If the sentiments of the message in respect to Greece be proper, it is equally proper that this House should reciprocate those sentiments. The present resolution is designed to have that extent, and no more. If it pass, it will leave any future proceeding where it now is, in the discretion of the executive government. It is but an expression, under those forms in which the House is accustomed to act, of the satisfaction of the House with the general sentiments expressed in regard to this subject in the message, and of its readiness to defray the expense incident to any inquiry for the purpose of further information, or any other agency which the President, in his discretion, shall see fit, in whatever manner and at whatever time, to institute. The whole matter is still left in his judgment, and this resolution can in no way restrain its unlimited exercise.

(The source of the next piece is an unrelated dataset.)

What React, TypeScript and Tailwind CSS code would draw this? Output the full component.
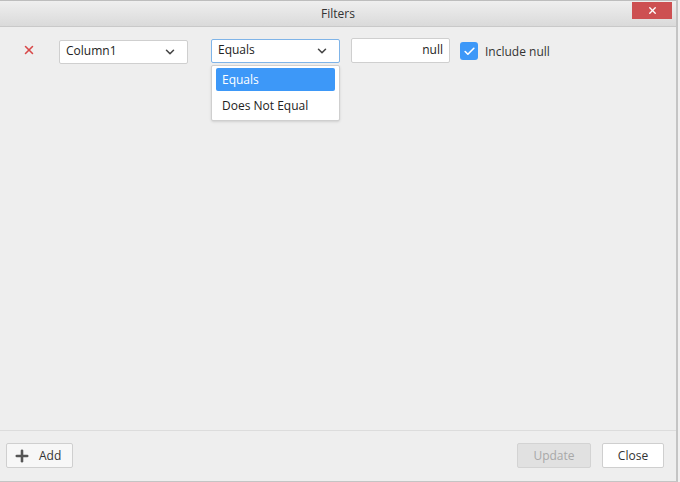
import { Check, ChevronDown, Plus, X } from "lucide-react";

const font = { fontFamily: '"Open Sans", "Noto Sans", sans-serif' };

function Select({ value, focused }: { value: string; focused?: boolean }) {
  return (
    <div
      className={`flex h-[24px] w-[129px] items-center justify-between rounded-[2px] border bg-white pl-[6px] pr-[10px] text-[12px] text-[#222] ${
        focused ? "border-[#7fb4e8]" : "border-[#cfcfcf]"
      }`}
    >
      <span className="-mt-[3px]">{value}</span>
      <ChevronDown size={14} strokeWidth={2.6} className="text-[#444]" />
    </div>
  );
}

export default function App() {
  return (
    <div className="h-[482px] w-[680px] bg-[#f0f0f0] pr-[2px]" style={font}>
      <div className="flex h-full flex-col border-r-2 border-b border-[#c4c4c4] bg-[#eeeeee]">
        {/* Title bar */}
        <div className="relative flex h-[27px] shrink-0 items-center justify-center border-b border-[#c9c9c9] border-t border-t-[#bdbdbd] bg-gradient-to-b from-[#efefef] to-[#dadada]">
          <span className="text-[12px] text-[#333]">Filters</span>
          <div className="absolute right-[4px] top-[1px] flex h-[17px] w-[40px] items-center justify-center bg-[#cd5052]">
            <X size={11} strokeWidth={3} className="text-white" />
          </div>
        </div>

        {/* Filter row */}
        <div className="flex flex-1 items-start pt-[11px]">
          <div className="ml-[22px] mt-[5px] text-[#d84848]">
            <X size={14} strokeWidth={2.6} />
          </div>
          <div className="ml-[23px] mt-[2px]">
            <Select value="Column1" />
          </div>
          <div className="relative ml-[23px] mt-[1px]">
            <Select value="Equals" focused />
            <div className="absolute left-0 top-[26px] w-[129px] rounded-[2px] border border-[#cfcfcf] bg-white px-[4px] pb-[1px] pt-[2px] text-[12px] text-[#222] shadow-sm">
              <div className="flex h-[23px] items-center rounded-[2px] bg-[#3d98f8] px-[6px] text-white">
                Equals
              </div>
              <div className="flex h-[28px] items-center px-[6px] pt-[2px]">Does Not Equal</div>
            </div>
          </div>
          <div className="ml-[11px] flex h-[25px] w-[99px] items-center justify-end rounded-[2px] border border-[#cfcfcf] bg-white pr-[6px] text-[12px] text-[#222]">
            <span className="-mt-[2px]">null</span>
          </div>
          <div className="ml-[10px] mt-[3px] flex items-center gap-[7px]">
            <div className="flex h-[18px] w-[18px] items-center justify-center rounded-[3px] bg-[#3d98f8]">
              <Check size={13} strokeWidth={3} className="text-white" />
            </div>
            <span className="mt-[2px] text-[12px] text-[#333]">Include null</span>
          </div>
        </div>

        {/* Footer */}
        <div className="flex h-[51px] shrink-0 items-start justify-between border-t border-[#dcdcdc] pl-[6px] pr-[12px] pt-[12px]">
          <div className="flex h-[25px] w-[67px] items-center gap-[8px] rounded-[2px] border border-[#cfcfcf] bg-[#f7f7f7] pl-[6px] text-[12px] text-[#333]">
            <Plus size={18} strokeWidth={3.4} className="text-[#555]" />
            <span>Add</span>
          </div>
          <div className="flex gap-[11px]">
            <div className="flex h-[25px] w-[74px] items-center justify-center rounded-[2px] border border-[#d3d3d3] bg-[#e1e1e1] text-[12px] text-[#a8a8a8]">
              Update
            </div>
            <div className="flex h-[25px] w-[62px] items-center justify-center rounded-[2px] border border-[#cfcfcf] bg-white text-[12px] text-[#333]">
              Close
            </div>
          </div>
        </div>
      </div>
    </div>
  );
}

I might well, Mr. Chairman, avoid the responsibility of this measure, if it had, in my judgment, any tendency to change the policy of the country. With the general course of that policy I am quite satisfied. The nation is prosperous, peaceful, and happy; and I should very reluctantly put its peace, prosperity, or happiness at risk. It appears to me, however, that this resolution is strictly conformable to our general policy, and not only consistent with our interests, but even demanded by a large and liberal view of those interests.
It is certainly true that the just policy of this country is, in the first place, a peaceful policy. No nation ever had less to expect from forcible aggrandizement. The mighty agents which are working out our greatness are time, industry, and the arts. Our augmentation is by growth, not by acquisition; by internal development, not by external accession. No schemes can be suggested to us so magnificent as the prospects which a sober contemplation of our own condition, unaided by projects, uninfluenced by ambition, fairly spreads before us. A country of such vast extent, with such varieties of soil and climate, with so much public spirit and private enterprise, with a population increasing so much beyond former example, with capacities of improvement not only unapplied or unexhausted, but even, in a great measure, as yet unexplored,—so free in its institutions, so mild in its laws, so secure in the title it confers on every man to his own acquisitions,—needs nothing but time and peace to carry it forward to almost any point of advancement.